How to run an annual policy attestation cycle on Starch
An annual policy attestation cycle is the process of getting every employee on record as having read and acknowledged your company's active policies — things like your code of conduct, data handling rules, acceptable use policy, or harassment prevention guidelines. Most operators run this once a year (often tied to a compliance deadline, an insurance renewal, or a new hire class that made you realize nothing was formalized). What the cycle looks like in practice varies: a 10-person team might do this through a shared Notion doc and a few Slack nudges; a 50-person team might need tracked sign-offs, escalation for non-responders, and a clean audit trail to show an auditor or board member. The stakes and the tooling differ, but the core job is the same — get every active employee to confirm they've read the right documents, and have proof that they did.
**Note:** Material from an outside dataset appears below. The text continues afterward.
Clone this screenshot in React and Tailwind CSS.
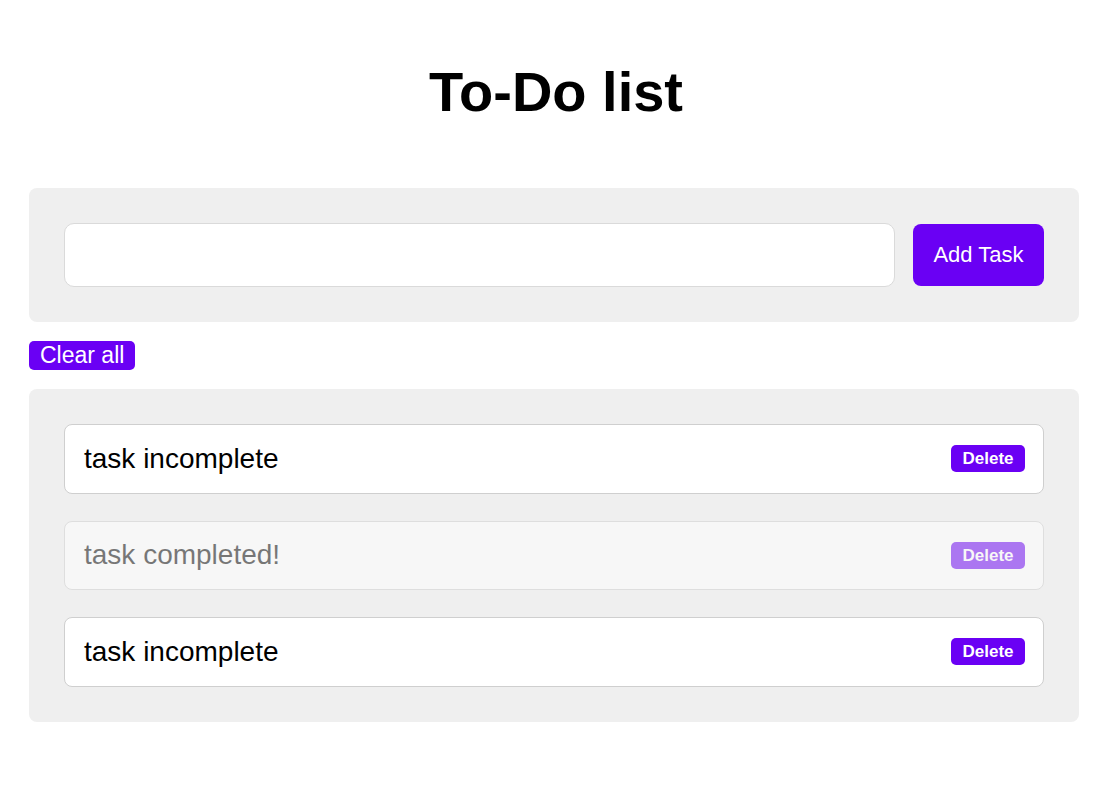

On Starch, you end up with a tracked acknowledgment log you can actually point to, automated follow-up emails that go out without you remembering to send them, and a task view that shows you exactly who hasn't signed off as the deadline approaches — not a spreadsheet you last updated on Tuesday.
Why it matters
A policy attestation cycle that doesn't close cleanly leaves you exposed. If an employee later claims they weren't aware of a policy, 'we sent an email' is a weak defense without a timestamp and a confirmation. Auditors, insurers, and enterprise customers increasingly ask for signed acknowledgment records — not because they expect problems, but because the absence of records signals that your compliance posture is informal. Done well, it takes a half-day of setup once a year and produces a document you're glad you have.
Common pitfalls
Sending one email blast and assuming silence means acknowledgment — non-response is not sign-off. Using document version names inconsistently, so your log shows 'Code of Conduct v2' but the file employees actually signed was 'COC_final_FINAL' and you can't prove they match. Tracking completions in a spreadsheet that only one person can update, so the status is always stale. Starting the cycle too close to the deadline — attestation rounds almost always surface someone who left, a policy that needs updating, or a contractor classification question that takes two weeks to resolve.